* **To be done**: Make an exact copy of all the material below, apart from the pictures.

* **Dataset extract**:
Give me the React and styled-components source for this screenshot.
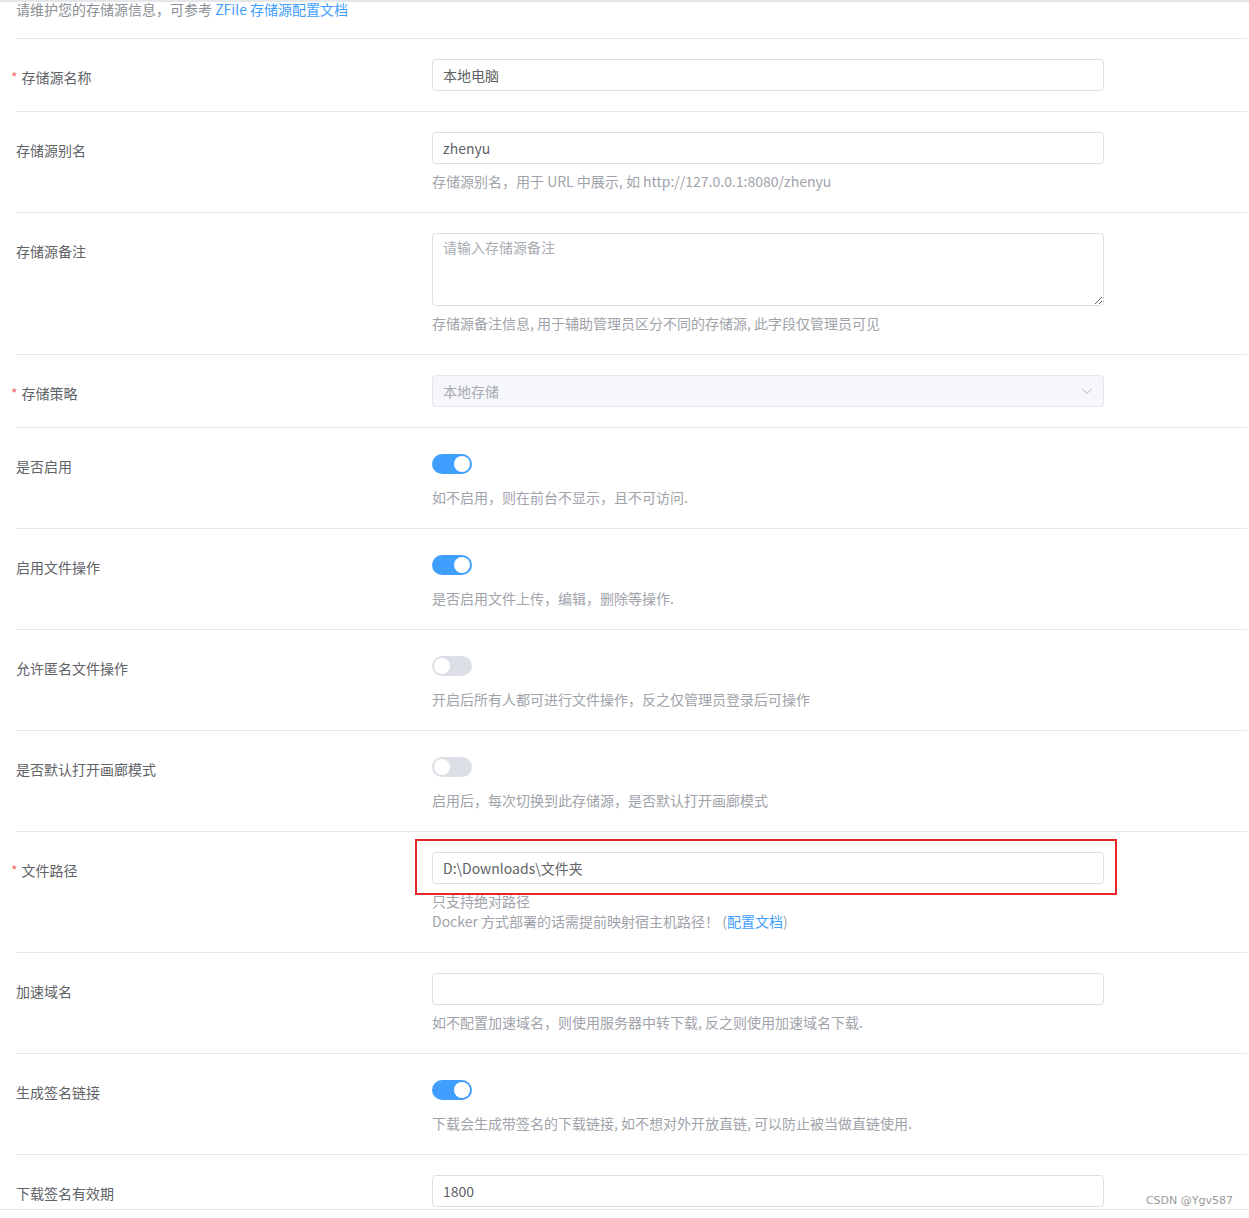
import styled, { createGlobalStyle } from 'styled-components';

const GlobalStyle = createGlobalStyle`
    html, body {
        margin: 0;
        padding: 0;
        background: #ffffff;
    }
    body {
        font-family: "Noto Sans CJK SC", "Noto Sans", sans-serif;
        font-size: 14px;
        color: #606266;
    }
`;

const Frame = styled.div`
    position: relative;
    height: 1207px;
    overflow: hidden;
    border-top: 2px solid #e4e6ea;
    border-bottom: 1px solid #e4e6ea;
`;

const Intro = styled.div`
    margin: 0 2px 0 16px;
    height: 36px;
    line-height: 15px;
    color: #8c8f96;
    border-bottom: 1px solid #e6e8eb;
`;

const Link = styled.a`
    color: #409eff;
    text-decoration: none;
`;

const Form = styled.div`
    margin: 0 2px 0 16px;
`;

const Row = styled.div`
    display: flex;
    padding: 20px 0;
    border-bottom: 1px solid #e6e8eb;
`;

const Label = styled.div`
    width: 416px;
    flex-shrink: 0;
    height: 32px;
    line-height: 37px;
    color: #606266;
`;

const Star = styled.span`
    color: #f56c6c;
    margin-left: -5px;
    margin-right: 4px;
`;

const Field = styled.div`
    width: 672px;
`;

const InputBox = styled.div`
    position: relative;
`;

const Input = styled.div`
    box-sizing: border-box;
    height: 32px;
    line-height: 30px;
    padding: 0 10px;
    border: 1px solid #dcdfe6;
    border-radius: 4px;
    background: ${p => (p.$disabled ? '#f5f7fa' : '#ffffff')};
    border-color: ${p => (p.$disabled ? '#e4e7ed' : '#dcdfe6')};
    color: ${p => (p.$disabled ? '#a8abb2' : '#606266')};
    display: flex;
    align-items: center;
    justify-content: space-between;
`;

const TextArea = styled.textarea`
    display: block;
    box-sizing: border-box;
    width: 672px;
    height: 73px;
    padding: 3px 10px;
    border: 1px solid #dcdfe6;
    border-radius: 4px;
    font-family: inherit;
    font-size: 14px;
    line-height: 21px;
    color: #606266;
    resize: vertical;
    outline: none;
    &::placeholder {
        color: #a8abb2;
    }
`;

const Hint = styled.div`
    padding-top: 7px;
    line-height: 20px;
    height: ${p => (p.$lines || 1) * 20 + 1}px;
    color: #a0a3aa;
`;

const SwitchWrap = styled.div`
    height: 32px;
    display: flex;
    align-items: center;
`;

const Switch = styled.span`
    position: relative;
    width: 40px;
    height: 20px;
    border-radius: 10px;
    background: ${p => (p.$on ? '#409eff' : '#dcdfe6')};
    &::after {
        content: '';
        position: absolute;
        top: 2px;
        left: ${p => (p.$on ? '22px' : '2px')};
        width: 16px;
        height: 16px;
        border-radius: 50%;
        background: #ffffff;
    }
`;

const Marker = styled.div`
    position: absolute;
    left: -17px;
    right: -13px;
    top: -13px;
    bottom: -11px;
    border: 2px solid #e5262b;
    pointer-events: none;
`;

const Watermark = styled.div`
    position: absolute;
    right: 16px;
    bottom: 2px;
    font-family: "DejaVu Sans", sans-serif;
    font-size: 11px;
    color: #9a9a9a;
`;

const Chevron = () => (
    <svg width="12" height="12" viewBox="0 0 12 12" fill="none">
        <path d="M1.5 4 L6 8.5 L10.5 4" stroke="#b4b7bd" strokeWidth="1" />
    </svg>
);

const FormLabel = ({ required, children }) => (
    <Label>
        {required && <Star>*</Star>}
        {children}
    </Label>
);

const switches = [
    { label: '是否启用', on: true, hint: '如不启用，则在前台不显示，且不可访问.' },
    { label: '启用文件操作', on: true, hint: '是否启用文件上传，编辑，删除等操作.' },
    { label: '允许匿名文件操作', on: false, hint: '开启后所有人都可进行文件操作，反之仅管理员登录后可操作' },
    { label: '是否默认打开画廊模式', on: false, hint: '启用后，每次切换到此存储源，是否默认打开画廊模式' },
];

const App = () => {
    return (
        <Frame>
            <GlobalStyle />
            <Intro>
                请维护您的存储源信息，可参考 <Link>ZFile 存储源配置文档</Link>
            </Intro>
            <Form>
                <Row>
                    <FormLabel required>存储源名称</FormLabel>
                    <Field>
                        <Input>本地电脑</Input>
                    </Field>
                </Row>
                <Row>
                    <FormLabel>存储源别名</FormLabel>
                    <Field>
                        <Input>zhenyu</Input>
                        <Hint>存储源别名，用于 URL 中展示, 如 http://127.0.0.1:8080/zhenyu</Hint>
                    </Field>
                </Row>
                <Row>
                    <FormLabel>存储源备注</FormLabel>
                    <Field>
                        <TextArea placeholder="请输入存储源备注" />
                        <Hint>存储源备注信息, 用于辅助管理员区分不同的存储源, 此字段仅管理员可见</Hint>
                    </Field>
                </Row>
                <Row>
                    <FormLabel required>存储策略</FormLabel>
                    <Field>
                        <Input $disabled>
                            本地存储
                            <Chevron />
                        </Input>
                    </Field>
                </Row>
                {switches.map(s => (
                    <Row key={s.label}>
                        <FormLabel>{s.label}</FormLabel>
                        <Field>
                            <SwitchWrap>
                                <Switch $on={s.on} />
                            </SwitchWrap>
                            <Hint>{s.hint}</Hint>
                        </Field>
                    </Row>
                ))}
                <Row>
                    <FormLabel required>文件路径</FormLabel>
                    <Field>
                        <InputBox>
                            <Input>D:\Downloads\文件夹</Input>
                            <Marker />
                        </InputBox>
                        <Hint $lines={2}>
                            只支持绝对路径
                            <br />
                            Docker 方式部署的话需提前映射宿主机路径！ (<Link>配置文档</Link>)
                        </Hint>
                    </Field>
                </Row>
                <Row>
                    <FormLabel>加速域名</FormLabel>
                    <Field>
                        <Input />
                        <Hint>如不配置加速域名，则使用服务器中转下载, 反之则使用加速域名下载.</Hint>
                    </Field>
                </Row>
                <Row>
                    <FormLabel>生成签名链接</FormLabel>
                    <Field>
                        <SwitchWrap>
                            <Switch $on />
                        </SwitchWrap>
                        <Hint>下载会生成带签名的下载链接, 如不想对外开放直链, 可以防止被当做直链使用.</Hint>
                    </Field>
                </Row>
                <Row>
                    <FormLabel>下载签名有效期</FormLabel>
                    <Field>
                        <Input>1800</Input>
                    </Field>
                </Row>
            </Form>
            <Watermark>CSDN @Ygv587</Watermark>
        </Frame>
    );
};

export default App;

* **Task result**:
Give me the React and styled-components source for this screenshot.
import styled, { createGlobalStyle } from 'styled-components';

const GlobalStyle = createGlobalStyle`
    html, body {
        margin: 0;
        padding: 0;
        background: #ffffff;
    }
    body {
        font-family: "Noto Sans CJK SC", "Noto Sans", sans-serif;
        font-size: 14px;
        color: #606266;
    }
`;

const Frame = styled.div`
    position: relative;
    height: 1207px;
    overflow: hidden;
    border-top: 2px solid #e4e6ea;
    border-bottom: 1px solid #e4e6ea;
`;

const Intro = styled.div`
    margin: 0 2px 0 16px;
    height: 36px;
    line-height: 15px;
    color: #8c8f96;
    border-bottom: 1px solid #e6e8eb;
`;

const Link = styled.a`
    color: #409eff;
    text-decoration: none;
`;

const Form = styled.div`
    margin: 0 2px 0 16px;
`;

const Row = styled.div`
    display: flex;
    padding: 20px 0;
    border-bottom: 1px solid #e6e8eb;
`;

const Label = styled.div`
    width: 416px;
    flex-shrink: 0;
    height: 32px;
    line-height: 37px;
    color: #606266;
`;

const Star = styled.span`
    color: #f56c6c;
    margin-left: -5px;
    margin-right: 4px;
`;

const Field = styled.div`
    width: 672px;
`;

const InputBox = styled.div`
    position: relative;
`;

const Input = styled.div`
    box-sizing: border-box;
    height: 32px;
    line-height: 30px;
    padding: 0 10px;
    border: 1px solid #dcdfe6;
    border-radius: 4px;
    background: ${p => (p.$disabled ? '#f5f7fa' : '#ffffff')};
    border-color: ${p => (p.$disabled ? '#e4e7ed' : '#dcdfe6')};
    color: ${p => (p.$disabled ? '#a8abb2' : '#606266')};
    display: flex;
    align-items: center;
    justify-content: space-between;
`;

const TextArea = styled.textarea`
    display: block;
    box-sizing: border-box;
    width: 672px;
    height: 73px;
    padding: 3px 10px;
    border: 1px solid #dcdfe6;
    border-radius: 4px;
    font-family: inherit;
    font-size: 14px;
    line-height: 21px;
    color: #606266;
    resize: vertical;
    outline: none;
    &::placeholder {
        color: #a8abb2;
    }
`;

const Hint = styled.div`
    padding-top: 7px;
    line-height: 20px;
    height: ${p => (p.$lines || 1) * 20 + 1}px;
    color: #a0a3aa;
`;

const SwitchWrap = styled.div`
    height: 32px;
    display: flex;
    align-items: center;
`;

const Switch = styled.span`
    position: relative;
    width: 40px;
    height: 20px;
    border-radius: 10px;
    background: ${p => (p.$on ? '#409eff' : '#dcdfe6')};
    &::after {
        content: '';
        position: absolute;
        top: 2px;
        left: ${p => (p.$on ? '22px' : '2px')};
        width: 16px;
        height: 16px;
        border-radius: 50%;
        background: #ffffff;
    }
`;

const Marker = styled.div`
    position: absolute;
    left: -17px;
    right: -13px;
    top: -13px;
    bottom: -11px;
    border: 2px solid #e5262b;
    pointer-events: none;
`;

const Watermark = styled.div`
    position: absolute;
    right: 16px;
    bottom: 2px;
    font-family: "DejaVu Sans", sans-serif;
    font-size: 11px;
    color: #9a9a9a;
`;

const Chevron = () => (
    <svg width="12" height="12" viewBox="0 0 12 12" fill="none">
        <path d="M1.5 4 L6 8.5 L10.5 4" stroke="#b4b7bd" strokeWidth="1" />
    </svg>
);

const FormLabel = ({ required, children }) => (
    <Label>
        {required && <Star>*</Star>}
        {children}
    </Label>
);

const switches = [
    { label: '是否启用', on: true, hint: '如不启用，则在前台不显示，且不可访问.' },
    { label: '启用文件操作', on: true, hint: '是否启用文件上传，编辑，删除等操作.' },
    { label: '允许匿名文件操作', on: false, hint: '开启后所有人都可进行文件操作，反之仅管理员登录后可操作' },
    { label: '是否默认打开画廊模式', on: false, hint: '启用后，每次切换到此存储源，是否默认打开画廊模式' },
];

const App = () => {
    return (
        <Frame>
            <GlobalStyle />
            <Intro>
                请维护您的存储源信息，可参考 <Link>ZFile 存储源配置文档</Link>
            </Intro>
            <Form>
                <Row>
                    <FormLabel required>存储源名称</FormLabel>
                    <Field>
                        <Input>本地电脑</Input>
                    </Field>
                </Row>
                <Row>
                    <FormLabel>存储源别名</FormLabel>
                    <Field>
                        <Input>zhenyu</Input>
                        <Hint>存储源别名，用于 URL 中展示, 如 http://127.0.0.1:8080/zhenyu</Hint>
                    </Field>
                </Row>
                <Row>
                    <FormLabel>存储源备注</FormLabel>
                    <Field>
                        <TextArea placeholder="请输入存储源备注" />
                        <Hint>存储源备注信息, 用于辅助管理员区分不同的存储源, 此字段仅管理员可见</Hint>
                    </Field>
                </Row>
                <Row>
                    <FormLabel required>存储策略</FormLabel>
                    <Field>
                        <Input $disabled>
                            本地存储
                            <Chevron />
                        </Input>
                    </Field>
                </Row>
                {switches.map(s => (
                    <Row key={s.label}>
                        <FormLabel>{s.label}</FormLabel>
                        <Field>
                            <SwitchWrap>
                                <Switch $on={s.on} />
                            </SwitchWrap>
                            <Hint>{s.hint}</Hint>
                        </Field>
                    </Row>
                ))}
                <Row>
                    <FormLabel required>文件路径</FormLabel>
                    <Field>
                        <InputBox>
                            <Input>D:\Downloads\文件夹</Input>
                            <Marker />
                        </InputBox>
                        <Hint $lines={2}>
                            只支持绝对路径
                            <br />
                            Docker 方式部署的话需提前映射宿主机路径！ (<Link>配置文档</Link>)
                        </Hint>
                    </Field>
                </Row>
                <Row>
                    <FormLabel>加速域名</FormLabel>
                    <Field>
                        <Input />
                        <Hint>如不配置加速域名，则使用服务器中转下载, 反之则使用加速域名下载.</Hint>
                    </Field>
                </Row>
                <Row>
                    <FormLabel>生成签名链接</FormLabel>
                    <Field>
                        <SwitchWrap>
                            <Switch $on />
                        </SwitchWrap>
                        <Hint>下载会生成带签名的下载链接, 如不想对外开放直链, 可以防止被当做直链使用.</Hint>
                    </Field>
                </Row>
                <Row>
                    <FormLabel>下载签名有效期</FormLabel>
                    <Field>
                        <Input>1800</Input>
                    </Field>
                </Row>
            </Form>
            <Watermark>CSDN @Ygv587</Watermark>
        </Frame>
    );
};

export default App;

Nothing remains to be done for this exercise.